# PROBLEM TO WORK ON
Find the line with "Output the component" and the line with "X, ChevronUp, ChevronDown", then repeat both of them and every line in between exactly. Omit the pictures.

# DATA TO PROCESS

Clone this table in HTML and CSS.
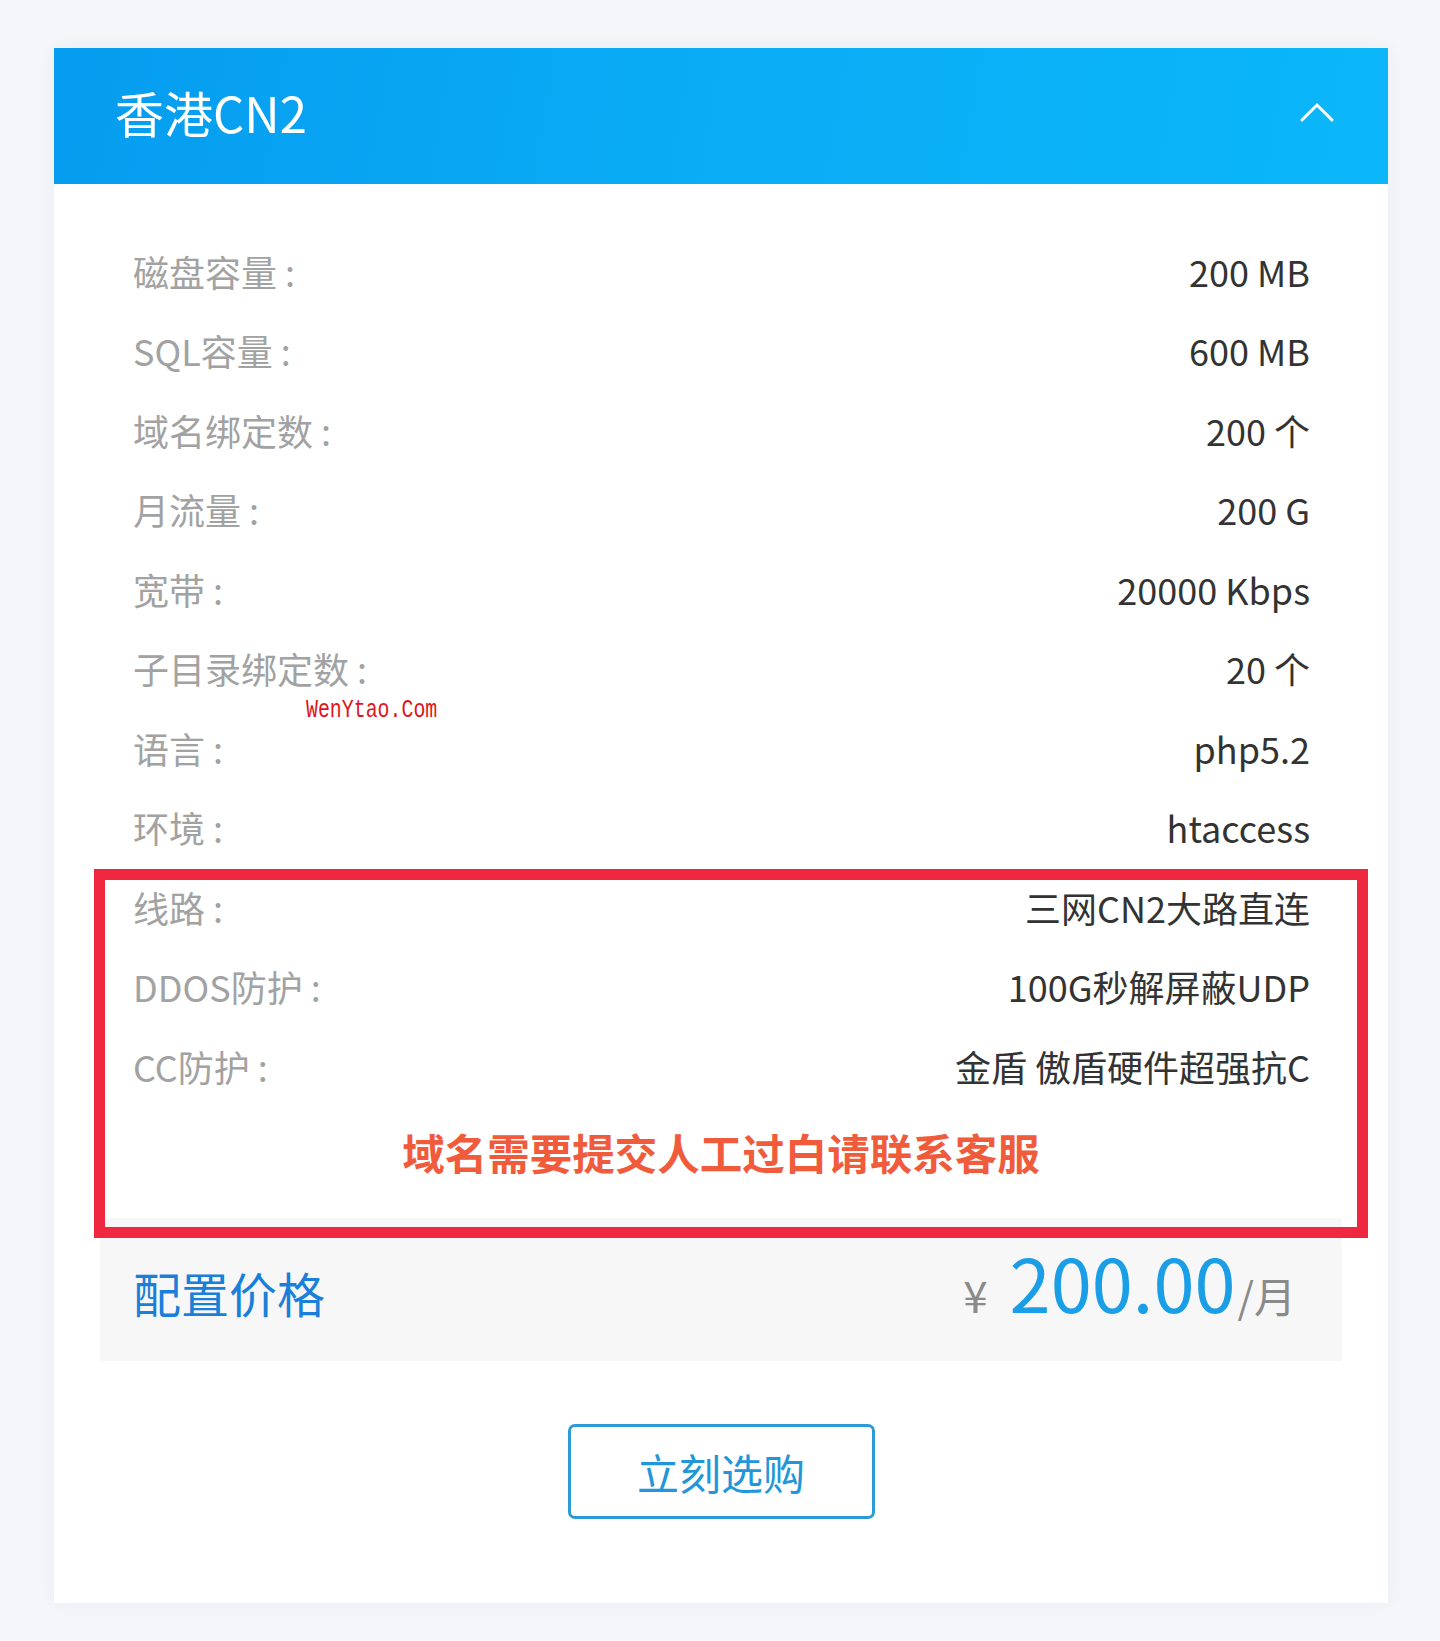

==

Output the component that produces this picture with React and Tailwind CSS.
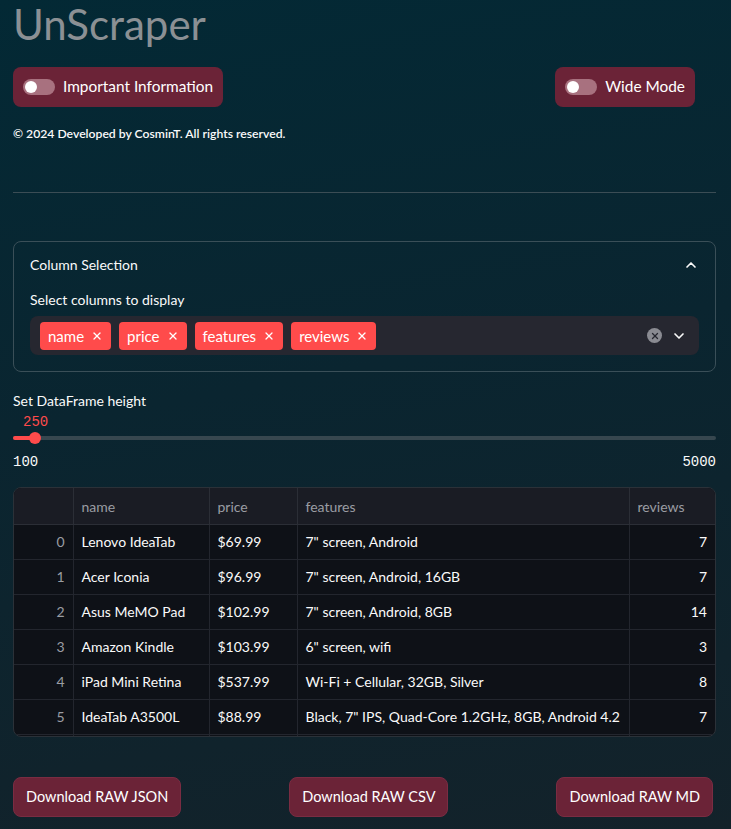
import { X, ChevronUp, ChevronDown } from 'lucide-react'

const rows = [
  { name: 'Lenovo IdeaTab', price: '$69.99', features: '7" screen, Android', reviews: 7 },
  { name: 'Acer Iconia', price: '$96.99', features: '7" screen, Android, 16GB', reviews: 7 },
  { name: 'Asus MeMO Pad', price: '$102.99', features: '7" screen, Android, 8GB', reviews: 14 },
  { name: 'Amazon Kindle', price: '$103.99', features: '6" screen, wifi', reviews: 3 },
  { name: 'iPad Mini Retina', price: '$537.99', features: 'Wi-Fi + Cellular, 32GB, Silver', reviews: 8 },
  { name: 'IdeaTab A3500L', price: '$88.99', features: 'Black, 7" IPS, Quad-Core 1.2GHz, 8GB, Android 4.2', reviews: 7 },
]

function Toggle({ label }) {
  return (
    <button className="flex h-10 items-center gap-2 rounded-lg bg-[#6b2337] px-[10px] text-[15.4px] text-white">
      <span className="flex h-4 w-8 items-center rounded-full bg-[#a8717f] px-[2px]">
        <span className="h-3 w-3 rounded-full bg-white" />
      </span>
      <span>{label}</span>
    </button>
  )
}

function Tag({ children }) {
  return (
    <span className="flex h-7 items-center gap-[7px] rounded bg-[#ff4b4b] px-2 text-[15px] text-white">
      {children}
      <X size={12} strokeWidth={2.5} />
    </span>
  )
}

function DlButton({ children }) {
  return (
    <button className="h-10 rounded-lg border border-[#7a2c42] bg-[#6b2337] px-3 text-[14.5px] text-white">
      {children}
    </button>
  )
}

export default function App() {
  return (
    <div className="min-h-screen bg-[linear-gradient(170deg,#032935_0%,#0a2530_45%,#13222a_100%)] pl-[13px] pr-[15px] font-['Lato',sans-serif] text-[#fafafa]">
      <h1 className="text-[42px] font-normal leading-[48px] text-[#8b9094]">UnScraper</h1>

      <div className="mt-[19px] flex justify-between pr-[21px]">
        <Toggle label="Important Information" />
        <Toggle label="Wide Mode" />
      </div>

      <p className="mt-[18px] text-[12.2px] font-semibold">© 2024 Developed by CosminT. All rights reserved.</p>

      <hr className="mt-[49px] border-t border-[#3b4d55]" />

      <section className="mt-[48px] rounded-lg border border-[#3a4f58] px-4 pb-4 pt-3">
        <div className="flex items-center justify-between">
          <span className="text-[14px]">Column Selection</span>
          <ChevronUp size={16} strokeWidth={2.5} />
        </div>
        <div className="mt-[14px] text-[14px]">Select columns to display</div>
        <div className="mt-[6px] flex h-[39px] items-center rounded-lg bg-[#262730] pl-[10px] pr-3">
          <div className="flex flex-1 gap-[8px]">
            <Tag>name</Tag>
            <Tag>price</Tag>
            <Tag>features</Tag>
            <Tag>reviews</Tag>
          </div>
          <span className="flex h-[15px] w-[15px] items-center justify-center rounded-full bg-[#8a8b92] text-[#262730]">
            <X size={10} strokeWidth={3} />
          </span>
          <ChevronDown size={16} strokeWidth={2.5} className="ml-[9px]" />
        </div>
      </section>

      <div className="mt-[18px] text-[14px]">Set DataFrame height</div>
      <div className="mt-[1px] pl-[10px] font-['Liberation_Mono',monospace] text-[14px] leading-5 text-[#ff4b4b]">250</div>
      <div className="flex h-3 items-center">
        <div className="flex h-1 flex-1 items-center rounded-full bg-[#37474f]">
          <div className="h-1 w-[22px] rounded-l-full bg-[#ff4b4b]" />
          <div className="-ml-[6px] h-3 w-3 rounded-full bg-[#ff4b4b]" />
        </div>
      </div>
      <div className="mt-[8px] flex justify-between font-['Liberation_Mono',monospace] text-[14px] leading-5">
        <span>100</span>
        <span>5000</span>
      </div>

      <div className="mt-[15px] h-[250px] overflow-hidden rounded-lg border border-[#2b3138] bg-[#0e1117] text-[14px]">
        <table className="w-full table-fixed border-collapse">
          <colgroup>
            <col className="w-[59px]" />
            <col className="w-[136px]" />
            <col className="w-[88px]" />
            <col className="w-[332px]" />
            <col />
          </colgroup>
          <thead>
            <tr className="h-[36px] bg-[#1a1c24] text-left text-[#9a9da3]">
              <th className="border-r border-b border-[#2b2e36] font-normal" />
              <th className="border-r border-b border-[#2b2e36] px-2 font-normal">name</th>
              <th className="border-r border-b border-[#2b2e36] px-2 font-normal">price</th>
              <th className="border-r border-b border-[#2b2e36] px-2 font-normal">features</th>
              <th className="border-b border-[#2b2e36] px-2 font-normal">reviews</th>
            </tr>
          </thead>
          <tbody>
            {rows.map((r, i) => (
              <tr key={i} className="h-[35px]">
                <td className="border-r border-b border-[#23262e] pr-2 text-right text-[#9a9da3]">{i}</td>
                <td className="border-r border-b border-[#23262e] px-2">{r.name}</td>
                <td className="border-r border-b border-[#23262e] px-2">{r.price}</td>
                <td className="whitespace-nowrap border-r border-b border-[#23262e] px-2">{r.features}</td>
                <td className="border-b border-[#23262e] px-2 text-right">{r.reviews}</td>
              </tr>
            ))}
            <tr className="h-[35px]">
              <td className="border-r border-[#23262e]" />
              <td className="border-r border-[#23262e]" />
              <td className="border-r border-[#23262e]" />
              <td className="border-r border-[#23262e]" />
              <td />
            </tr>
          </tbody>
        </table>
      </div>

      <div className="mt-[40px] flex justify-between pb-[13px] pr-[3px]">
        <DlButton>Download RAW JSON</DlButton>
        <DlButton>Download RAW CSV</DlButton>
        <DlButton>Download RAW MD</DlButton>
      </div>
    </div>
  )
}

# OUTPUT BELOW
Output the component that produces this picture with React and Tailwind CSS.
import { X, ChevronUp, ChevronDown } from 'lucide-react'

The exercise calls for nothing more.